5) UV: I've come to believe that a UV sterilizer is essential equipment for any 90+ gallon reef tank. I don't want to start a debate with people over this here though. However, why not give yourself future flexibility to add a UV (or who knows what else) by building a fancier return pump manifold that has a T junction with a high quality ball valve union coming off the side? You can keep the ball valve closed and it can be connected to nothing for now, but it'll save you a lot of time and headache later if you eventually need to hook up more equipment that runs off your return. For the ball valve, I'd get something like this: https://www.bulkreefsupply.com/cepex-ball-valve.html and use the threaded union for the empty end for easy swap-out.
6) ATO: I'm not clear on whether the ATO is completely isolated or if there's a connection into the refugium

Anyway, sorry for the long reply but hopefully there are a couple useful suggestions in here
Thank you for the compliment on my diagram … I’ve been working on these plans for months…someone said ‘go slow’, so I am trying to think of everything and take my time to do this right!



  • Draining volume: The reason he said it would depend on flow rate is because flow rate will affect water level in the DT.

  • Ok, I think I understand…water is coming in faster than it is draining. The D.T. will fill up faster than it will empty, and the hardwood floors will pay the price…???



Maybe estimate max possible drain volume by measuring height from first siphon break to top rim of your DT and then multiply by width and length?



That’s what I was thinking so I guess my question should be where is the first siphon break? And how many breaks are there? I thought the siphon break was a hole drilled in one of the pipes (drain?)







That's probably overkill because you're not going to want to run your system with water level right at the tip top of your DT.



Well I don’t think it’s overkill, I think you’re right on the money…plan for more water to drain than not and be safer in the long run! I like for the water to be high enough not to show the waterline at the top of the tank! Will this cause a problem?



Yes, there is a lip between the filter socks and the skimmer. It is a 16” piece of glass with a 4” portal at the bottom. It is a 2” lip. I drew it wrong on the diagram, is 2” too high?



  • I have had all my glass (3/8”) cut so I won’t be using a kit. I wish I had known before I had it cut. Will the glass work ok?

  • Refugium: “drain the refugium via plumbing into the skimmer section”. The skimmer section baffles will handle the bubbles from the refugium return and then you can get rid of the second set of baffles in the pump section which will save you space.

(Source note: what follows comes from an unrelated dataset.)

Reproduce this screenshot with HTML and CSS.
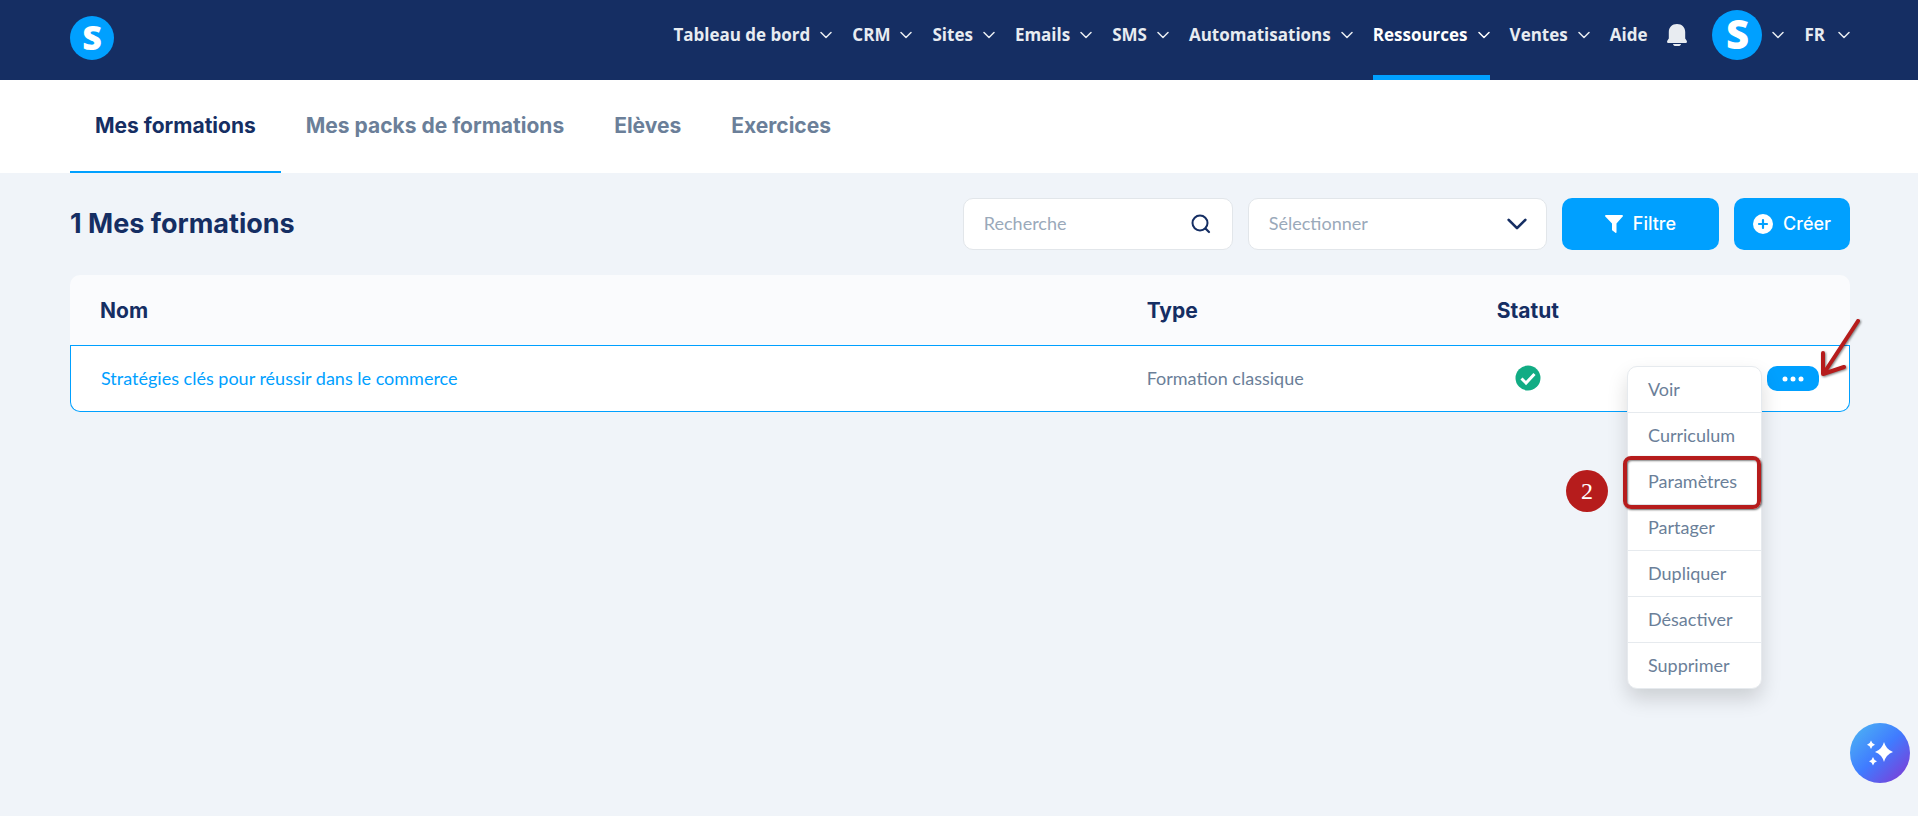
FILE: index.html
```html
<!DOCTYPE html>
<html lang="fr">
<head>
<meta charset="utf-8">
<meta name="viewport" content="width=device-width, initial-scale=1">
<title>Mes formations</title>
<link rel="stylesheet" href="styles.css">
</head>
<body>
<svg class="sprite" aria-hidden="true">
  <symbol id="chevron" viewBox="0 0 12 8"><path d="M1 1.500l5 5 5-5" fill="none" stroke="currentColor" stroke-width="1.500" stroke-linecap="round" stroke-linejoin="round"/></symbol>
</svg>
<header class="topbar">
  <a class="logo" href="#" aria-label="Accueil">S</a>
  <nav class="nav">
    <button class="nav-item">Tableau de bord <svg class="chevron"><use href="#chevron"/></svg></button>
    <button class="nav-item">CRM <svg class="chevron"><use href="#chevron"/></svg></button>
    <button class="nav-item">Sites <svg class="chevron"><use href="#chevron"/></svg></button>
    <button class="nav-item">Emails <svg class="chevron"><use href="#chevron"/></svg></button>
    <button class="nav-item">SMS <svg class="chevron"><use href="#chevron"/></svg></button>
    <button class="nav-item">Automatisations <svg class="chevron"><use href="#chevron"/></svg></button>
    <button class="nav-item is-active">Ressources <svg class="chevron"><use href="#chevron"/></svg></button>
    <button class="nav-item">Ventes <svg class="chevron"><use href="#chevron"/></svg></button>
    <a class="nav-item" href="#">Aide</a>
    <button class="nav-item" aria-label="Notifications">
      <svg class="bell" viewBox="0 0 20 22"><path d="M10 0C5 0 1.800 3.500 1.800 8v6.500L.3 16.800C-.3 18 .3 19 1.500 19h17c1.200 0 1.800-1 1.200-2.200l-1.500-2.300V8C18.200 3.500 15 0 10 0zM6 20c.3 1.400 1.300 2 2.500 2h3c1.200 0 2.200-.6 2.500-2z" fill="currentColor"/></svg>
    </button>
    <button class="nav-item account" aria-label="Compte"><span class="avatar">S</span><svg class="chevron"><use href="#chevron"/></svg></button>
    <button class="nav-item language">FR <svg class="chevron"><use href="#chevron"/></svg></button>
  </nav>
</header>
<nav class="tabs">
  <a class="tab is-active" href="#">Mes formations</a>
  <a class="tab" href="#">Mes packs de formations</a>
  <a class="tab" href="#">Elèves</a>
  <a class="tab" href="#">Exercices</a>
</nav>
<main class="content">
  <div class="toolbar">
    <h1 class="title">1 Mes formations</h1>
    <label class="field search">
      <input class="control" type="text" placeholder="Recherche" aria-label="Recherche">
      <svg class="search-icon" viewBox="0 0 20 20"><circle cx="9" cy="9" r="7.500" fill="none" stroke="currentColor" stroke-width="2"/><path d="M14.500 14.500L18 18" stroke="currentColor" stroke-width="2.200" stroke-linecap="round"/></svg>
    </label>
    <label class="field picker">
      <select class="control" aria-label="Sélectionner"><option>Sélectionner</option></select>
      <svg class="picker-icon" viewBox="0 0 12 8"><path d="M1 1.500l5 5 5-5" fill="none" stroke="currentColor" stroke-width="1.600" stroke-linecap="round" stroke-linejoin="round"/></svg>
    </label>
    <button class="button button-filter">
      <svg class="filter-icon" viewBox="0 0 18 18"><path d="M1 0h16c.9 0 1.300.9.700 1.600L11.500 8.500v8.800c0 .6-.6.9-1.100.5l-3-2.200a1 1 0 0 1-.4-.8V8.500L.3 1.600C-.3.900.1 0 1 0z" fill="currentColor"/></svg>
      Filtre
    </button>
    <button class="button">
      <svg class="create-icon" viewBox="0 0 20 20"><circle cx="10" cy="10" r="10" fill="currentColor"/><path d="M10 6v8M6 10h8" stroke="#00a0ff" stroke-width="2.200" stroke-linecap="round"/></svg>
      Créer
    </button>
  </div>
  <table class="courses">
    <colgroup><col class="col-name"><col class="col-type"><col class="col-status"><col></colgroup>
    <thead>
      <tr><th>Nom</th><th>Type</th><th class="centered">Statut</th><th></th></tr>
    </thead>
    <tbody>
      <tr>
        <td><a class="course-link" href="#">Stratégies clés pour réussir dans le commerce</a></td>
        <td>Formation classique</td>
        <td class="centered">
          <svg class="status-icon" viewBox="0 0 26 26" role="img" aria-label="Actif"><circle cx="13" cy="13" r="12.500" fill="#12ac84"/><path d="M6.500 13.500l4.500 4.500 8.500-9" fill="none" stroke="#fff" stroke-width="3"/></svg>
        </td>
        <td class="action-cell">
          <div class="actions">
            <button class="more" aria-label="Actions"><svg class="dots" viewBox="0 0 22 6"><circle cx="3" cy="3" r="2.500"/><circle cx="11" cy="3" r="2.500"/><circle cx="19" cy="3" r="2.500"/></svg></button>
            <ul class="menu">
              <li class="menu-item"><a href="#">Voir</a></li>
              <li class="menu-item"><a href="#">Curriculum</a></li>
              <li class="menu-item is-marked"><a href="#">Paramètres</a><span class="step">2</span></li>
              <li class="menu-item"><a href="#">Partager</a></li>
              <li class="menu-item"><a href="#">Dupliquer</a></li>
              <li class="menu-item"><a href="#">Désactiver</a></li>
              <li class="menu-item"><a href="#">Supprimer</a></li>
            </ul>
            <svg class="arrow" viewBox="0 0 48 64" aria-hidden="true"><path d="M42 6L8 58M7 38v21l21-7" fill="none" stroke="#b61c1c" stroke-width="4" stroke-linecap="round" stroke-linejoin="round"/></svg>
          </div>
        </td>
      </tr>
    </tbody>
  </table>
</main>
<button class="assistant" aria-label="Assistant">
  <svg class="sparkles" viewBox="0 0 26 26"><path d="M17 2q2 7.500 9 10-7 2.500-9 10-2-7.500-9-10 7-2.500 9-10zM4 .500q.8 3.200 4 4.300-3.200 1-4 4.200-.8-3.200-4-4.200 3.200-1.100 4-4.300zM6 17q.8 3.200 4 4.200-3.200 1.100-4 4.300-.8-3.200-4-4.300 3.200-1 4-4.200z" fill="#fff"/></svg>
</button>
</body>
</html>
```
FILE: styles.css
```css
* { box-sizing: border-box; }
body {
  margin: 0;
  min-height: 100vh;
  background: #f0f4f9;
  color: #6b7f99;
  font: 18px/24px Lato, sans-serif;
}
a { color: inherit; text-decoration: none; }
button { border: 0; background: none; padding: 0; color: inherit; font: inherit; cursor: pointer; }
.sprite { position: absolute; width: 0; height: 0; }

.topbar {
  display: flex;
  justify-content: space-between;
  height: 80px;
  padding: 0 68px 0 70px;
  background: #152e63;
}
.logo, .avatar {
  display: flex;
  align-items: center;
  justify-content: center;
  border-radius: 50%;
  background: #00a0ff;
  color: #fff;
  font-family: "Open Sans", sans-serif;
  font-weight: 800;
}
.logo { width: 44px; height: 44px; margin-top: 16px; padding-bottom: 2px; font-size: 34px; line-height: 42px; }
.avatar { width: 50px; height: 50px; padding-bottom: 2px; font-size: 40px; line-height: 48px; }
.nav { display: flex; gap: 20px; }
.nav-item {
  display: flex;
  align-items: center;
  gap: 10px;
  height: 80px;
  padding-bottom: 5px;
  border-bottom: 5px solid transparent;
  color: #e8ecf1;
  font-family: "Open Sans", sans-serif;
  font-size: 17px;
  font-weight: 700;
  white-space: nowrap;
}
.nav-item.is-active { color: #fff; border-color: #00a0ff; }
.chevron { width: 12px; height: 8px; }
.bell { width: 20px; height: 22px; }
.account { margin-left: 5px; }
.language { gap: 13px; }

.tabs {
  display: flex;
  padding: 0 70px;
  background: #fff;
  font: 700 21px/26px Inter, sans-serif;
}
.tab { padding: 33px 25px 32px; border-bottom: 2px solid transparent; }
.tab.is-active { color: #152e63; border-color: #00a0ff; }

.content { padding: 25px 68px 40px 70px; }
.toolbar { display: flex; align-items: center; gap: 15px; margin-bottom: 25px; }
.title {
  flex: 1;
  margin: 0;
  color: #152e63;
  font: 700 27px/34px Inter, sans-serif;
}
.field {
  display: flex;
  align-items: center;
  position: relative;
  height: 52px;
  border: 1px solid #e2e6ea;
  border-radius: 10px;
  background: #fff;
  color: #152e63;
}
.search { width: 270px; }
.picker { width: 299px; }
.control {
  width: 100%;
  height: 50px;
  padding: 0 60px 2px 20px;
  border: 0;
  border-radius: 10px;
  outline: 0;
  background: transparent;
  appearance: none;
  color: #9aa9ba;
  font: inherit;
}
.control::placeholder { color: #9aa9ba; opacity: 1; }
.search-icon, .picker-icon { position: absolute; pointer-events: none; }
.search-icon { right: 21px; width: 20px; height: 20px; }
.picker-icon { right: 19px; width: 20px; height: 14px; }
.button {
  display: flex;
  align-items: center;
  justify-content: center;
  gap: 10px;
  height: 52px;
  padding: 0 19px;
  border-radius: 10px;
  background: #00a0ff;
  color: #fff;
  font: 500 18px/24px Inter, sans-serif;
}
.button-filter { padding: 0 43px; }
.filter-icon { width: 18px; height: 18px; }
.create-icon { width: 20px; height: 20px; }

.courses { width: 100%; table-layout: fixed; border-collapse: separate; border-spacing: 0; }
.col-name { width: 58.8%; }
.col-type { width: 17.5%; }
.col-status { width: 11.2%; }
th {
  height: 70px;
  padding: 2px 30px 0;
  background: #fafbfd;
  color: #152e63;
  font: 700 21px/26px Inter, sans-serif;
  text-align: left;
}
td {
  height: 67px;
  padding: 0 30px 2px;
  border: solid #00a0ff;
  border-width: 1px 0;
  background: #fff;
}
th:first-child { border-top-left-radius: 10px; }
th:last-child { border-top-right-radius: 10px; }
td:first-child { border-left-width: 1px; border-bottom-left-radius: 10px; }
td:last-child { border-right-width: 1px; border-bottom-right-radius: 10px; }
.centered { padding-left: 0; padding-right: 0; text-align: center; }
.action-cell { padding-bottom: 0; }
.course-link { color: #00a0ff; }
.status-icon { display: block; width: 26px; height: 26px; margin: 0 auto; }

.actions { display: flex; justify-content: flex-end; position: relative; }
.more {
  display: flex;
  align-items: center;
  justify-content: center;
  width: 52px;
  height: 25px;
  border-radius: 10px;
  background: #00a0ff;
}
.dots { width: 22px; height: 6px; fill: #fff; }
.menu {
  position: absolute;
  top: 0;
  right: 57px;
  z-index: 1;
  width: 135px;
  margin: 0;
  padding: 0;
  border: 1px solid #e6eaee;
  border-radius: 10px;
  background: #fff;
  box-shadow: 0 10px 20px rgba(0, 0, 0, 0.15);
  line-height: 23px;
  list-style: none;
}
.menu-item { position: relative; }
.menu-item a { display: block; padding: 11px 20px; }
.menu-item + .menu-item { border-top: 1px solid #e6eaee; }
.is-marked::after {
  content: "";
  position: absolute;
  inset: -3px 0 -5px -5px;
  z-index: 1;
  border: 4px solid #b61c1c;
  border-radius: 8px;
  box-shadow: 1px 1px 2px rgba(0, 0, 0, 0.6), inset 1px 1px 2px rgba(0, 0, 0, 0.5);
  pointer-events: none;
}
.step {
  position: absolute;
  top: 11px;
  right: 153px;
  width: 42px;
  height: 42px;
  border-radius: 50%;
  background: #b61c1c;
  color: #fff;
  font: 24px/42px "Liberation Serif", serif;
  text-align: center;
}
.arrow {
  position: absolute;
  right: -45px;
  bottom: 12px;
  z-index: 2;
  width: 48px;
  height: 64px;
  filter: drop-shadow(1px 1px 1px rgba(0, 0, 0, 0.5));
}
.assistant {
  display: flex;
  align-items: center;
  justify-content: center;
  position: fixed;
  right: 8px;
  bottom: 33px;
  width: 60px;
  height: 60px;
  border-radius: 50%;
  background: linear-gradient(135deg, #4badf5 10%, #407bff 50%, #7b3fd8 92%);
}
.sparkles { width: 26px; height: 26px; }
```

  • I’m a little confused…how can I drain the refugium to the skimmer? I understand why…but not how. It sounds logical as to why!!!




I’m not sure about a manifold… I’ll get back to you on that after I research and read about how to plumb it and stuff…





For the ball valve, I'd get something like this: https://www.bulkreefsupply.com/cepex-ball-valve.html



Oh, hey… cool! That’s what kind of ball valves I bought!!!





  • ATO: I'm not clear on whether the ATO is completely isolated or if there's a connection into the refugium

  • Ok, there are 2 float valves… one in the ATO and one in the refugium…the one in the ATO will be connected to the RO/DI container and the one in the refugium will be connected to the ATO RESERVOIR

  • Thank you for your post…Everyone in this reef club is so friendly and helpful…I really appreciate all y’all’s feedback!!!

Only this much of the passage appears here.